市報行田を毎月楽しみにしている。特に好きな項は勿論行田歴史系譜。平成31年3月号で連載300回を数え、25年の歴史を刻んでいる。古くは中島洋一先生が長らく連載されていらっしゃったが、近年鈴木紀三雄先生がご担当し、今年度館長に就任されることからことから担当が代られたようだ。
昭和六十一年に発掘された行田市酒巻14号墳からは100点近くの埴輪が出土し、特に背中に旗を立てた馬型埴輪は国内唯一の出土事例として国重要文化財に指定されている。旗竿に使われている蛇行状鉄器と呼ばれる部分が使途不明であったが、この埴輪によって解明されたことは考古学上大変意味のある発見であったという。馬の背に丁度刺さる部分が見られるのが印象的。

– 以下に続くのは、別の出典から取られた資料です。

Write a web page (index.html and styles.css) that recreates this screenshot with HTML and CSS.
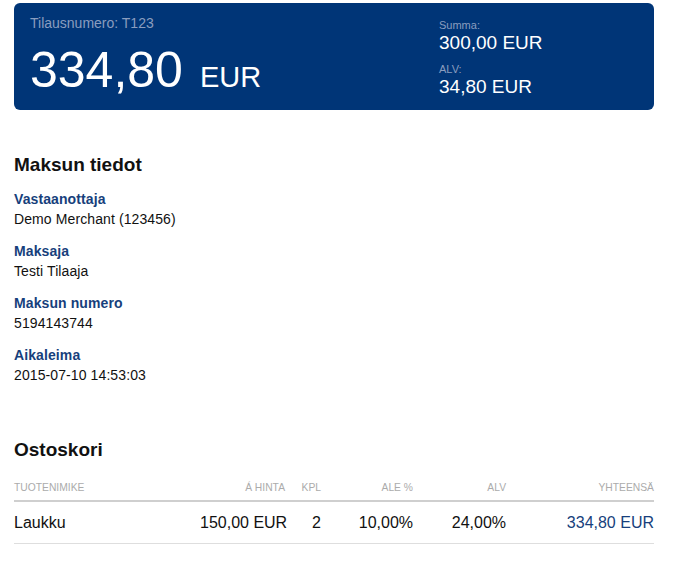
FILE: index.html
```html
<html>
    <head>
        <title>Maksun tiedot</title>
        <link rel="stylesheet" href="styles.css">
    </head>
    <body>
        <div class="sivu">
            <div class="paneeli">
                <div class="vasen">
                    <div class="tilaus">Tilausnumero: T123</div>
                    <div class="iso-summa">334,80<span class="valuutta">EUR</span></div>
                </div>
                <div class="oikea">
                    <div class="pieni">Summa:</div>
                    <div class="arvo">300,00 EUR</div>
                    <div class="pieni alv">ALV:</div>
                    <div class="arvo">34,80 EUR</div>
                </div>
            </div>

            <h2 class="otsikko">Maksun tiedot</h2>
            <div class="tiedot">
                <div class="ryhma">
                    <div class="nimi">Vastaanottaja</div>
                    <div>Demo Merchant (123456)</div>
                </div>
                <div class="ryhma">
                    <div class="nimi">Maksaja</div>
                    <div>Testi Tilaaja</div>
                </div>
                <div class="ryhma">
                    <div class="nimi">Maksun numero</div>
                    <div>5194143744</div>
                </div>
                <div class="ryhma">
                    <div class="nimi">Aikaleima</div>
                    <div>2015-07-10 14:53:03</div>
                </div>
            </div>

            <h2 class="otsikko kori">Ostoskori</h2>
            <table class="taulu">
                <colgroup>
                    <col style="width: 186px">
                    <col style="width: 85px">
                    <col style="width: 36px">
                    <col style="width: 92px">
                    <col style="width: 93px">
                    <col style="width: 148px">
                </colgroup>
                <thead>
                    <tr>
                        <th class="vas">Tuotenimike</th>
                        <th>Á hinta</th>
                        <th>Kpl</th>
                        <th>Ale %</th>
                        <th>ALV</th>
                        <th>Yhteensä</th>
                    </tr>
                </thead>
                <tbody>
                    <tr>
                        <td class="vas">Laukku</td>
                        <td>150,00 EUR</td>
                        <td>2</td>
                        <td>10,00%</td>
                        <td>24,00%</td>
                        <td class="yht">334,80 EUR</td>
                    </tr>
                </tbody>
            </table>
        </div>
    </body>
</html>
```

FILE: styles.css
```css
body {
        margin: 0;
        background: #fff;
        color: #111;
        font-family: "Liberation Sans", Arial, sans-serif;
        font-size: 14px;}

.sivu {
        width: 640px;
        padding: 3px 21px 0 14px;}

.paneeli {
        display: flex;
        height: 107px;
        box-sizing: border-box;
        padding: 12px 16px 0 16px;
        background: #003577;
        border-radius: 6px;
        color: #fff;}

.vasen {flex: 1;}

.tilaus {
        font-size: 14px;
        line-height: 16px;
        color: #8a9dbf;}

.iso-summa {
        margin-top: 14px;
        font-size: 50px;
        line-height: 50px;}

.valuutta {
        font-size: 29px;
        margin-left: 17px;}

.oikea {
        width: 199px;
        padding-top: 3px;}

.pieni {
        font-size: 11px;
        line-height: 14px;
        color: #8a9dbf;}

.alv {margin-top: 8px;}

.arvo {
        font-size: 19px;
        line-height: 22px;}

.otsikko {
        margin: 44px 0 0 0;
        font-size: 19px;
        line-height: 22px;}

.tiedot {
        margin-top: 13px;
        letter-spacing: 0.1px;}

.ryhma {
        line-height: 20px;
        margin-bottom: 12px;}

.ryhma .nimi {
        font-weight: bold;
        color: #173f7c;}

.kori {margin-top: 54px;}

.taulu {
        width: 640px;
        margin-top: 13px;
        border-collapse: collapse;
        table-layout: fixed;}

.taulu th {
        padding: 7px 0 5px 0;
        font-size: 10.3px;
        line-height: 14px;
        font-weight: normal;
        text-transform: uppercase;
        text-align: right;
        white-space: nowrap;
        color: #ababab;
        border-bottom: 2px solid #cfcfcf;}

.taulu td {
        padding: 11px 0 10px 0;
        line-height: 20px;
        text-align: right;
        white-space: nowrap;
        border-bottom: 1px solid #dedede;}

.taulu .vas {text-align: left;}

.taulu .yht {color: #173f7c;}
```
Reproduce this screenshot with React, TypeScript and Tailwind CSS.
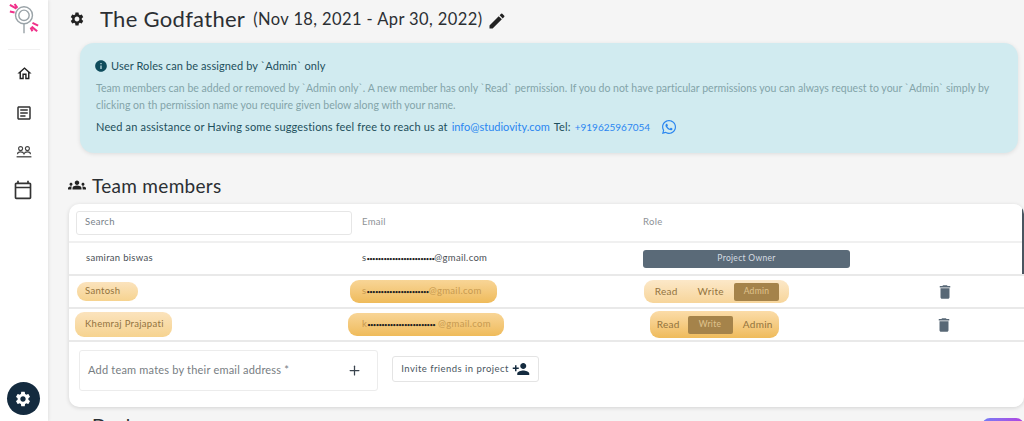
import { Plus } from "lucide-react";
import { MdSettings, MdGroups, MdEdit, MdInfo, MdDelete, MdPersonAdd, MdOutlineHome, MdOutlineArticle, MdOutlineCalendarToday } from "react-icons/md";
import { FaWhatsapp } from "react-icons/fa";

const font = "font-['Lato','Noto_Sans',sans-serif]";

function Logo() {
  return (
    <svg width="34" height="36" viewBox="7 2 34 36" className="block">
      <circle cx="24" cy="15" r="9" fill="none" stroke="#9aa3a8" strokeWidth="1.5" />
      <circle cx="24" cy="15" r="5.5" fill="none" stroke="#9aa3a8" strokeWidth="1.5" />
      <path d="M24 24v10" stroke="#9aa3a8" strokeWidth="1.5" />
      <path d="M9 4l7 4M14 3l3 4M9 11l5 1" stroke="#f0308a" strokeWidth="2.2" />
      <path d="M33 23l6 3M32 27l6 5M31 28l2 4" stroke="#f0308a" strokeWidth="2.2" />
    </svg>
  );
}

function PeopleIcon() {
  return (
    <svg width="16" height="12" viewBox="0 0 16 12" fill="none" stroke="#444" strokeWidth="1.1" className="mt-[24px] block">
      <circle cx="4.6" cy="2.6" r="2" />
      <circle cx="11.4" cy="2.6" r="2" />
      <path d="M1.5 8.2c0-1.6 1.4-2.3 3.1-2.3s3 .7 3.4 1.9c.4-1.2 1.7-1.9 3.4-1.9s3.1.7 3.1 2.3" />
      <path d="M.6 10.8h14.8" strokeWidth="1.3" />
    </svg>
  );
}

function Sidebar() {
  return (
    <aside className="w-[48px] h-[421px] shrink-0 bg-white shadow-[1px_0_3px_rgba(0,0,0,0.08)] flex flex-col items-center relative z-10">
      <div className="mt-[2px] h-[48px] w-[32px] border-b border-[#f1f1f1] flex justify-center">
        <Logo />
      </div>
      <MdOutlineHome size={17} className="mt-[15px] text-[#222]" />
      <MdOutlineArticle size={18} className="mt-[22px] text-[#333]" />
      <PeopleIcon />
      <MdOutlineCalendarToday size={20} className="mt-[22px] mr-[2px] text-[#333]" />
      <div className="mt-auto mb-[6px] mr-[2px] w-[33px] h-[33px] rounded-full bg-[#142b3f] flex items-center justify-center">
        <MdSettings size={18} className="text-white" />
      </div>
    </aside>
  );
}

function InfoBox() {
  return (
    <section className="ml-[32px] mr-[6px] mt-[5px] h-[110px] rounded-[14px] bg-[#d1ebf0] shadow-[0_1px_4px_rgba(0,0,0,0.1)] pl-[14px] pt-[16px]">
      <div className="flex items-center gap-[3px] text-[#1d4f5c] text-[11px] tracking-[0.1px] leading-[14px]">
        <MdInfo size={14} className="text-[#0f4c5c]" />
        <span>User Roles can be assigned by `Admin` only</span>
      </div>
      <p className="ml-[2px] mt-[7px] text-[#83a4a9] text-[10.5px] leading-[17px] tracking-[0.02px] w-[910px]">
        Team members can be added or removed by `Admin only`. A new member has only `Read` permission. If you do not have particular permissions you can always request to your `Admin` simply by clicking on th permission name you require given below along with your name.
      </p>
      <div className="ml-[2px] mt-[5px] flex items-center text-[#1d4f5c] text-[11px] tracking-[0.16px] leading-[16px]">
        <span>Need an assistance or Having some suggestions feel free to reach us at</span>
        <span className="ml-[4px] text-[#2a86f0] tracking-normal">info@studiovity.com</span>
        <span className="ml-[4px]">Tel:</span>
        <span className="ml-[4px] text-[#2a86f0] text-[10px] tracking-normal">+919625967054</span>
        <FaWhatsapp size={16} className="ml-[11px] text-[#2a86f0]" />
      </div>
    </section>
  );
}

function Dots({ n }: { n: number }) {
  return <span className="text-[6px] tracking-[-0.65px] text-[#222]">{"•".repeat(n)}</span>;
}

function RoleOptions({ active, cls }: { active: "Admin" | "Write"; cls: string }) {
  return (
    <div className={`${cls} rounded-[9px] flex items-center text-[10px] tracking-[0.3px] text-[#92733d]`}>
      {(["Read", "Write", "Admin"] as const).map((r) =>
        r === active ? (
          <span key={r} className="h-[18px] w-[45px] mx-[1px] rounded-[2px] bg-[#a5834a] text-[#e0c48e] text-[8.5px] flex items-center justify-center">{r}</span>
        ) : (
          <span key={r} className={r === "Admin" ? "flex-1 text-center pl-[6px]" : "flex-1 text-center"}>{r}</span>
        )
      )}
    </div>
  );
}

function Row({ children, h }: { children: React.ReactNode; h: string }) {
  return <div className={`${h} flex items-center border-b-2 border-[#e9e9e9]`}>{children}</div>;
}

function Members() {
  return (
    <section className="relative ml-[21px] mt-[8px] h-[203px] rounded-[10px] bg-white shadow-[0_1px_4px_rgba(0,0,0,0.14)] overflow-hidden text-[9.5px] tracking-[0.3px]">
      <div className="absolute right-0 top-[2px] w-[2px] h-[68px] bg-[#4a5560]" />
      <Row h="h-[39px] border-[#f0f0f0]">
        <div className="w-[276px] ml-[7px] h-[24px] rounded-[3px] border border-[#e6e6e6] pl-[8px] flex items-center text-[#78828a] shrink-0">Search</div>
        <span className="ml-[10px] w-[281px] text-[#8d9297]">Email</span>
        <span className="text-[#8d9297]">Role</span>
      </Row>
      <Row h="h-[33px]">
        <span className="ml-[17px] w-[276px] text-[#4a4f55] shrink-0">samiran biswas</span>
        <span className="w-[281px] text-[#4a4f55] shrink-0 flex items-center"><span>s</span><Dots n={24} /><span>@gmail.com</span></span>
        <div className="w-[207px] h-[18px] rounded-[3px] bg-[#5a6a78] text-[#d5dce2] text-[8.5px] flex items-center justify-center">Project Owner</div>
      </Row>
      <Row h="h-[33px]">
        <div className="bg-gradient-to-b from-[#fbe3bd] to-[#f6d38f] ml-[8px] w-[61px] h-[19px] rounded-[9px] pl-[8px] flex items-center text-[#92733d] shrink-0">Santosh</div>
        <div className="bg-gradient-to-b from-[#f8d596] to-[#efbb5a] ml-[212px] w-[147px] h-[23px] rounded-[9px] pl-[12px] flex items-center text-[#c79a50] shrink-0">
          <span>s</span><Dots n={22} /><span>@gmail.com</span>
        </div>
        <RoleOptions active="Admin" cls="bg-gradient-to-b from-[#fce8c8] to-[#f7d59a] ml-[147px] w-[145px] h-[23px] pl-0 pr-[9px]" />
        <MdDelete size={18} className="ml-[147px] text-[#586876]" />
      </Row>
      <Row h="h-[33px]">
        <div className="bg-gradient-to-b from-[#fbe3bd] to-[#f6d38f] ml-[6px] w-[97px] h-[25px] rounded-[9px] pl-[10px] flex items-center text-[#92733d] shrink-0">Khemraj Prajapati</div>
        <div className="bg-gradient-to-b from-[#f8d596] to-[#efbb5a] ml-[176px] w-[156px] h-[23px] rounded-[9px] pl-[14px] flex items-center text-[#c79a50] shrink-0">
          <span>k</span><Dots n={24} /><span className="ml-[3px]">@gmail.com</span>
        </div>
        <RoleOptions active="Write" cls="bg-gradient-to-b from-[#fbdca8] to-[#efbb5a] ml-[146px] w-[129px] h-[27px] pl-0 pr-[3px]" />
        <MdDelete size={18} className="ml-[156px] text-[#586876]" />
      </Row>
      <div className="flex items-start pt-[8px]">
        <div className="ml-[10px] w-[299px] h-[41px] rounded-[3px] border border-[#ececec] pl-[8px] pr-[15px] flex items-center justify-between text-[#777d82] text-[11px] tracking-[0.2px]">
          <span>Add team mates by their email address *</span>
          <Plus size={15} className="text-[#3a444e]" />
        </div>
        <div className="ml-[14px] mt-[6px] w-[147px] h-[26px] rounded-[3px] border border-[#e4e4e4] flex items-center justify-center gap-[3px] text-[#4a5560] tracking-[0.45px]">
          <span>Invite friends in project</span>
          <MdPersonAdd size={18} className="text-[#142b3f]" />
        </div>
      </div>
    </section>
  );
}

export default function App() {
  return (
    <div className={`${font} w-[1024px] h-[421px] overflow-hidden flex bg-[#f5f5f5]`}>
      <Sidebar />
      <main className="flex-1 min-w-0 relative">
        <header className="h-[38px] flex items-center pl-[21px] text-[#2b2f33]">
          <MdSettings size={16} className="text-[#222]" />
          <h1 className="ml-[15px] text-[22px] tracking-[0.3px] leading-none">The Godfather</h1>
          <span className="ml-[8px] text-[16.5px] tracking-[0.4px] leading-none">(Nov 18, 2021 - Apr 30, 2022)</span>
          <MdEdit size={20} className="ml-[5px] mt-[3px] text-[#222]" />
        </header>
        <InfoBox />
        <div className="mt-[21px] ml-[20px] h-[22px] flex items-center text-[#2b2f33]">
          <MdGroups size={18} className="text-[#222]" />
          <h2 className="ml-[6px] text-[19px] tracking-[0.3px] leading-none">Team members</h2>
        </div>
        <Members />
        <div className="mt-[9px] ml-[26px] flex items-center text-[#2b2f33] text-[19px] leading-none">
          <MdGroups size={16} className="text-[#222]" />
          <span className="ml-[2px]">Deals</span>
        </div>
        <div className="absolute right-0 top-[418px] w-[42px] h-[10px] rounded-t-[8px] bg-gradient-to-r from-[#6f7cf5] to-[#b03fe0]" />
      </main>
    </div>
  );
}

今回歴史系譜に取り上げられrているのは「力士」と呼ばれる人形埴輪。衣服の上から褌を締め、先の尖った履を履くという。その足元には甲に三つの突起物がついているという。写真ではわかりずらいが、博物館の展示を見るとよくわかる。
しかも近年になって出土当時は見られなかった突起物の破片が確認されたという。歴史研究も常に進歩している。
どうして力士埴輪の足の甲に突起物があるのか。そのことにつてこの項より担当されている浅見貴子先生はその素材につては不明でありながら、用途として当時相撲が蹴り技も含んでいたことを指摘し、一種の武具であった可能性があると結んでいます。また同時に装飾靴の表現である可能性にも触れていますが、相撲好きの自分からすれば、蹴りの武具でった説に共感します。
相撲はモンゴル始め世界各地で古くから見られる格闘技で歴史の深い競技です。今でこそ日本の角力は土俵上で押し合い、投げ合いが主たる技ですが、足技もまれにあり、特に子供のころ目にした決まり手「裾払い」を強烈に覚えています。
時の名横綱千代の富士に対し、大関北天佑が決めた裾払いは横綱を横転させ、子供心になんてすごい技だと思わせました。
埴輪が語りかけてくるもの。それを読み解く学芸員の先生の解説に古い記憶まで手繰ることがあり、改めて常設展示に見入っていました。